__Short exercise__
In the entries, find all lines that hold the word "single" and copy them.

>> START

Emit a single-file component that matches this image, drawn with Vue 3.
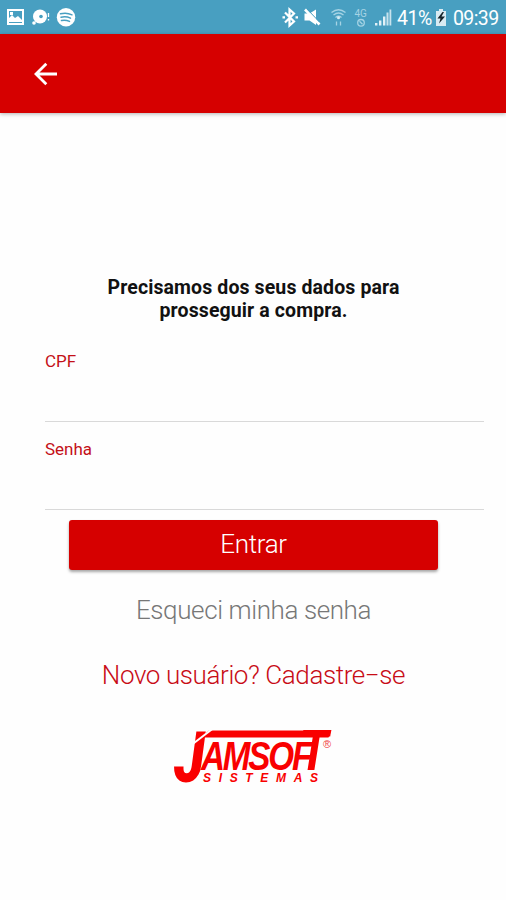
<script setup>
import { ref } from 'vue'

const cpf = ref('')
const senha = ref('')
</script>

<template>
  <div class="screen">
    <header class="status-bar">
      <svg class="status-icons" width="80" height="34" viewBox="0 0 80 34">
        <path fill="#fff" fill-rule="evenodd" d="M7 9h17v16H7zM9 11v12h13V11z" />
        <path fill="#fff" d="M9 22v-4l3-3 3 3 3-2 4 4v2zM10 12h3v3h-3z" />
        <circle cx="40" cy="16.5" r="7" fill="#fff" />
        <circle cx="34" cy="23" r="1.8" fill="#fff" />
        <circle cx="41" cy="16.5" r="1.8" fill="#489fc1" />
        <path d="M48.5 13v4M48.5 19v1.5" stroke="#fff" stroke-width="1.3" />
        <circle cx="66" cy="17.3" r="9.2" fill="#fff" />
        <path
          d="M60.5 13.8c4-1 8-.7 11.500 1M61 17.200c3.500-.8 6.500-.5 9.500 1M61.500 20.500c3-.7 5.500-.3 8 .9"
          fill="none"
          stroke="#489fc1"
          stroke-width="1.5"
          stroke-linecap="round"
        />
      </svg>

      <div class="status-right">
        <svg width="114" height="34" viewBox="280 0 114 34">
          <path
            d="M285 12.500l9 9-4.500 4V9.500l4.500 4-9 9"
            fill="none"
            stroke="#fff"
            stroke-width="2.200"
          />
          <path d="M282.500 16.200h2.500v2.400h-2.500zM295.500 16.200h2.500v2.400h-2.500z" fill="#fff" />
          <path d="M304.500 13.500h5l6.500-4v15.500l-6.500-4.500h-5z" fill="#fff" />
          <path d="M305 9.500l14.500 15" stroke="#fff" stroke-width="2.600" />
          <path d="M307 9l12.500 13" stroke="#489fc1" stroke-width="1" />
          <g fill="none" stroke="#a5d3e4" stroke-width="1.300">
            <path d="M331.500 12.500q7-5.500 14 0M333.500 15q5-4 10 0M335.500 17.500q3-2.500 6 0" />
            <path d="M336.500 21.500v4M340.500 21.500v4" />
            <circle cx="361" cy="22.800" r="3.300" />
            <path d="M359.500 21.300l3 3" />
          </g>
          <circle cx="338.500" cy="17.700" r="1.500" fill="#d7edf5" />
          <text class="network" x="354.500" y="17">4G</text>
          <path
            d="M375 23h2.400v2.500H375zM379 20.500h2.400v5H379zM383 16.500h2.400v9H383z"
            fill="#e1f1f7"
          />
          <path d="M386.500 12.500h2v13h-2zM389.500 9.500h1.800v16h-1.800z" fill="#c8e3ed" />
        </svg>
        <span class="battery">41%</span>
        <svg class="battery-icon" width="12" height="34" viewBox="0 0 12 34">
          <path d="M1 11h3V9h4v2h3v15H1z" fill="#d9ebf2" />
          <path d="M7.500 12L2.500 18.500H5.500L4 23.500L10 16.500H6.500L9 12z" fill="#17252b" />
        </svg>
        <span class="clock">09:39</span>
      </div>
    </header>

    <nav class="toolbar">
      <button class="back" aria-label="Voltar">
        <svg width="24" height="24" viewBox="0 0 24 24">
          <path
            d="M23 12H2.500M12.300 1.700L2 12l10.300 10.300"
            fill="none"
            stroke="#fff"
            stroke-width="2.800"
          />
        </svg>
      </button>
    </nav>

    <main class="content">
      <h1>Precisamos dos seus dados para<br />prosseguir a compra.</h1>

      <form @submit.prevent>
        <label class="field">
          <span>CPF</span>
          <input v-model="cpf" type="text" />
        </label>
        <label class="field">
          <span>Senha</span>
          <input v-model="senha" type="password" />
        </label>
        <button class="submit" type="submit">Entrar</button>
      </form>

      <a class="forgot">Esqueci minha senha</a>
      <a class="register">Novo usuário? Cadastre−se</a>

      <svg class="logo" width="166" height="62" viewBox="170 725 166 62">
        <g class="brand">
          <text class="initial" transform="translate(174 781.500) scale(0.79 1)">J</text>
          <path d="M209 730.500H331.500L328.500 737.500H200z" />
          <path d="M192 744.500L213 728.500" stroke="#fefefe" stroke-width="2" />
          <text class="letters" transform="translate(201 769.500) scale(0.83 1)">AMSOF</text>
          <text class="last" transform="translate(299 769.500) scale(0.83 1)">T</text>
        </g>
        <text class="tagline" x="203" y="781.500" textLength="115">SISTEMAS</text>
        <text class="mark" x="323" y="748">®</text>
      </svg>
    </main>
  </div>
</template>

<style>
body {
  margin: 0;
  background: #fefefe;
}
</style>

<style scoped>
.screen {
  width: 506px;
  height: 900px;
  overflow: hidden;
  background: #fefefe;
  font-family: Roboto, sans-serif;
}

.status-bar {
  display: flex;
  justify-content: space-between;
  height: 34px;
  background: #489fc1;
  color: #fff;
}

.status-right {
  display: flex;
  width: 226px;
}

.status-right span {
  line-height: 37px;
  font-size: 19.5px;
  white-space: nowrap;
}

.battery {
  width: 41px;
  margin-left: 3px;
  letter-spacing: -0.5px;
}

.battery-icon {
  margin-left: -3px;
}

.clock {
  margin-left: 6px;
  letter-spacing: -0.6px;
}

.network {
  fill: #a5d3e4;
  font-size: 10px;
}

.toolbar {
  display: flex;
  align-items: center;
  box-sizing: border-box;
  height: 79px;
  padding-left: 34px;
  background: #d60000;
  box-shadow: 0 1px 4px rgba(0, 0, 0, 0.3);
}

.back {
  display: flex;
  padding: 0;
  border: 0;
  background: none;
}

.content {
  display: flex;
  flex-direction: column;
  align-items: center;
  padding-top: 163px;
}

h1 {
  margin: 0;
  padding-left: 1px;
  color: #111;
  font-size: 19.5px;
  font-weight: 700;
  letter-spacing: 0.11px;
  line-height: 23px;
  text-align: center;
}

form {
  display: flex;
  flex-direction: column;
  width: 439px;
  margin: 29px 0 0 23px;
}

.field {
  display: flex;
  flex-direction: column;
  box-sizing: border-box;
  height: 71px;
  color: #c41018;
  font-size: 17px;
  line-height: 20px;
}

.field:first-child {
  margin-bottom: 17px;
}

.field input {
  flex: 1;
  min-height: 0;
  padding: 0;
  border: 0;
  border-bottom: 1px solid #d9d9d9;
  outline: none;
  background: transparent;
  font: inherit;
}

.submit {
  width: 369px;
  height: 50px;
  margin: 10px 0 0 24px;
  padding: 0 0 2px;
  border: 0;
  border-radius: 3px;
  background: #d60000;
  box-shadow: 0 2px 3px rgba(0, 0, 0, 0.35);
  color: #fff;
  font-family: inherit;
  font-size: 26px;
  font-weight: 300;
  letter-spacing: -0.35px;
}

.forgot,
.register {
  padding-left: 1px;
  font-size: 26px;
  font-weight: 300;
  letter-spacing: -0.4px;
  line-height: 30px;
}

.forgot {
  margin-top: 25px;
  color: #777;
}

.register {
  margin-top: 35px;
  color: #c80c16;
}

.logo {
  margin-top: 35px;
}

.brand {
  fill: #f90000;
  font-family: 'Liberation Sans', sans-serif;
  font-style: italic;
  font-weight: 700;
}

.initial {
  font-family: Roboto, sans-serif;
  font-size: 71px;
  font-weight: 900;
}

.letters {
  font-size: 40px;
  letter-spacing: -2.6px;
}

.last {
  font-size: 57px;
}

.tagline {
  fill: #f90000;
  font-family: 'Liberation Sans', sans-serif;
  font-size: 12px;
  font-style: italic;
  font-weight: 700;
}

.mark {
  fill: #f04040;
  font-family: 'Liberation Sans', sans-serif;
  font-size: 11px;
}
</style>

>> END
>> START

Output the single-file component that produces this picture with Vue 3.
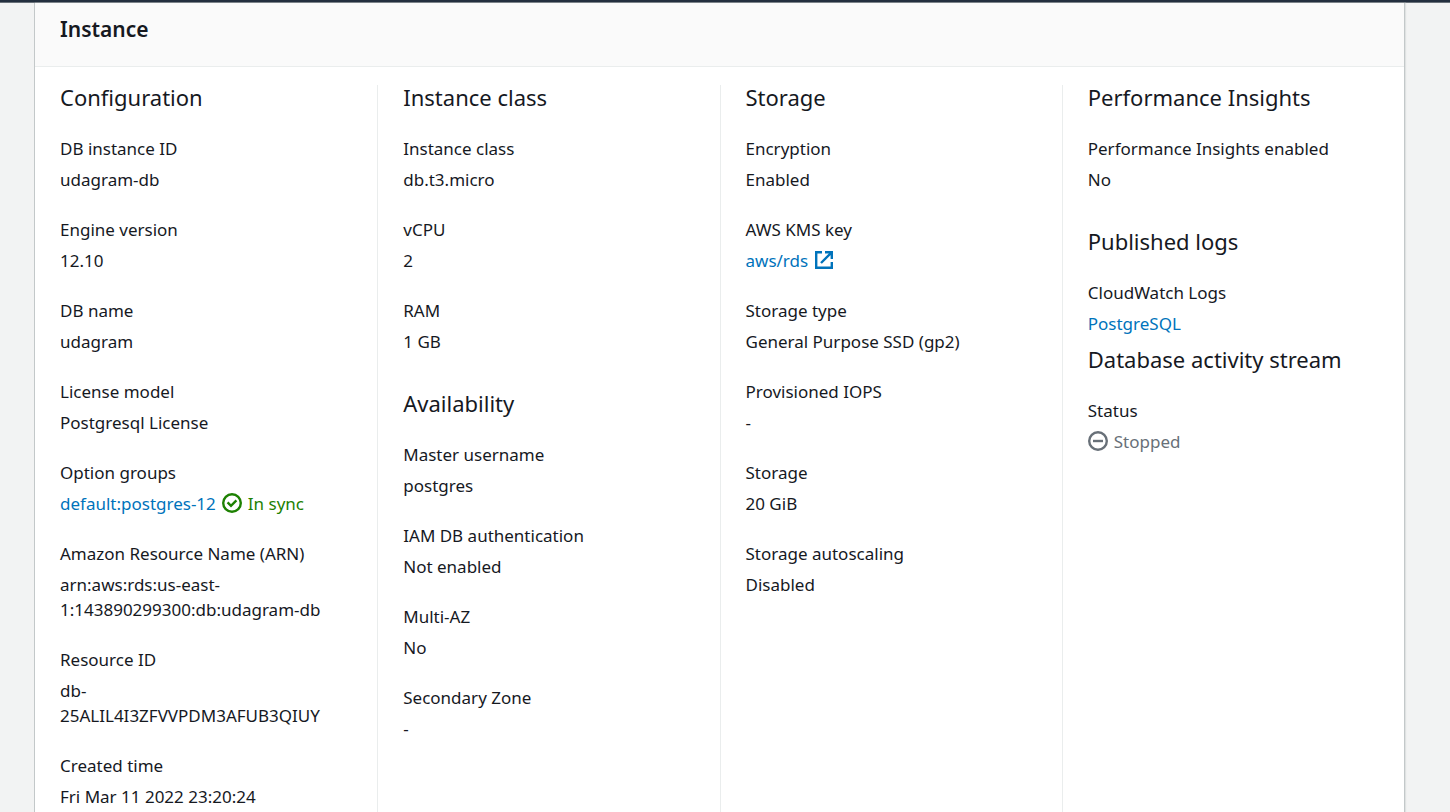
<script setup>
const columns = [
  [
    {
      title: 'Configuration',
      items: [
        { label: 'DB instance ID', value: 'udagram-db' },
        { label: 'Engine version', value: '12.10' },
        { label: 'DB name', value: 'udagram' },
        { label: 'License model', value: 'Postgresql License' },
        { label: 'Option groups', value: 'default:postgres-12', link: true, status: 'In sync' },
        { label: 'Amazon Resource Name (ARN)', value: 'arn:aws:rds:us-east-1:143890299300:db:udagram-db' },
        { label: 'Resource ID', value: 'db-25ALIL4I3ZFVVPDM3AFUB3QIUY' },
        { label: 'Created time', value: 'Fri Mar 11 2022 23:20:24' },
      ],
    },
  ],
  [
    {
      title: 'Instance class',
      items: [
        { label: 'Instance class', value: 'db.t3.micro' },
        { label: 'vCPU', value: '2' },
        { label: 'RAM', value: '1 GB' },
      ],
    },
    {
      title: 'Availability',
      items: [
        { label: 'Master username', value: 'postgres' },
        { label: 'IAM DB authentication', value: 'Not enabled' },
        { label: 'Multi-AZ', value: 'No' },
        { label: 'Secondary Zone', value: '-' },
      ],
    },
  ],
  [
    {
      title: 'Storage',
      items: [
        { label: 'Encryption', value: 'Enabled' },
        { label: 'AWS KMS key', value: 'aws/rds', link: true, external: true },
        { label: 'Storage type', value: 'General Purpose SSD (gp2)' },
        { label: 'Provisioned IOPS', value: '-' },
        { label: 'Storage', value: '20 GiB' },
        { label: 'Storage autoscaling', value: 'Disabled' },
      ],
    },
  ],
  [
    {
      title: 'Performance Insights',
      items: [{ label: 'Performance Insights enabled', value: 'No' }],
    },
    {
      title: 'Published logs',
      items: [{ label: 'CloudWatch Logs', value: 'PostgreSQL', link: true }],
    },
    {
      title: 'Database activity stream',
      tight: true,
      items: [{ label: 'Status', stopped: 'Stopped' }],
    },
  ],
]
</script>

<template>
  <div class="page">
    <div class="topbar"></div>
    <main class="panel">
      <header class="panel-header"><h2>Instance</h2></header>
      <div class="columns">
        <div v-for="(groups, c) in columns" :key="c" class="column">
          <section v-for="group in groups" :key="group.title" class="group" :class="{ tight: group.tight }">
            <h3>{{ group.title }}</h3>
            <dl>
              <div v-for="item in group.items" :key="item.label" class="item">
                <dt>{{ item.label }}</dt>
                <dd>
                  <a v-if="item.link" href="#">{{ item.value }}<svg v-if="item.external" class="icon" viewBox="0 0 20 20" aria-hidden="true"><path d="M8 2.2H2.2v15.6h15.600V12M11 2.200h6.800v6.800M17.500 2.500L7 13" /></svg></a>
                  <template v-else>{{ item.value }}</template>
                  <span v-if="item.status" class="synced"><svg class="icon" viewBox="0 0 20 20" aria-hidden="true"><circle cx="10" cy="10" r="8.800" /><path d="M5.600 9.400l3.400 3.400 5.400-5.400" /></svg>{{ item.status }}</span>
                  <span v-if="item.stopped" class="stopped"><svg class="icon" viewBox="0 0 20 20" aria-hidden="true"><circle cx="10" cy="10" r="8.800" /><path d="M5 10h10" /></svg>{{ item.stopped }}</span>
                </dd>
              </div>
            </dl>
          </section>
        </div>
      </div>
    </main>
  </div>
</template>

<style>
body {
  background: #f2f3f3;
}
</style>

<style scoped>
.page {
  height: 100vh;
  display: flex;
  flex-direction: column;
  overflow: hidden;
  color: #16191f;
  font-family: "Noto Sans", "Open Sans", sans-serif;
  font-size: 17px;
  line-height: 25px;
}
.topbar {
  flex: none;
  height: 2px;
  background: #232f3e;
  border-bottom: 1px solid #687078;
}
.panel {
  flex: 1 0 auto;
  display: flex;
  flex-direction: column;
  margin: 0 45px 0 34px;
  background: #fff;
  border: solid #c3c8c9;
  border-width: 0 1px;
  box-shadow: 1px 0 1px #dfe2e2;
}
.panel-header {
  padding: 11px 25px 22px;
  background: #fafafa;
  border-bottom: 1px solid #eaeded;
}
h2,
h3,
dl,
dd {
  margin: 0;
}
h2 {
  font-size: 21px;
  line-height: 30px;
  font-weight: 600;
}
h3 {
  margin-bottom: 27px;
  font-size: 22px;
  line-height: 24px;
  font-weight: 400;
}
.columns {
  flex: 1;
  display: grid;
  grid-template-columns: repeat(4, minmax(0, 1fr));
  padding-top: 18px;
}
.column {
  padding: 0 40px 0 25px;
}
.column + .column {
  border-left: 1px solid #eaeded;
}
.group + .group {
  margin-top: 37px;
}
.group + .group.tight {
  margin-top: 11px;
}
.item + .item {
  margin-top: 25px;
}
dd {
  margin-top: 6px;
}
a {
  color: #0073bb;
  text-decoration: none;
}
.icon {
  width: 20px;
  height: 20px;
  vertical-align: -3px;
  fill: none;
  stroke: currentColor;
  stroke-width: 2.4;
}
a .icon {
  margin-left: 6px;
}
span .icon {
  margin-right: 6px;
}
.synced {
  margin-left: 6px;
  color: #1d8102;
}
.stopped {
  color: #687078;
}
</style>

>> END

__Result for this task__
Emit a single-file component that matches this image, drawn with Vue 3.
Output the single-file component that produces this picture with Vue 3.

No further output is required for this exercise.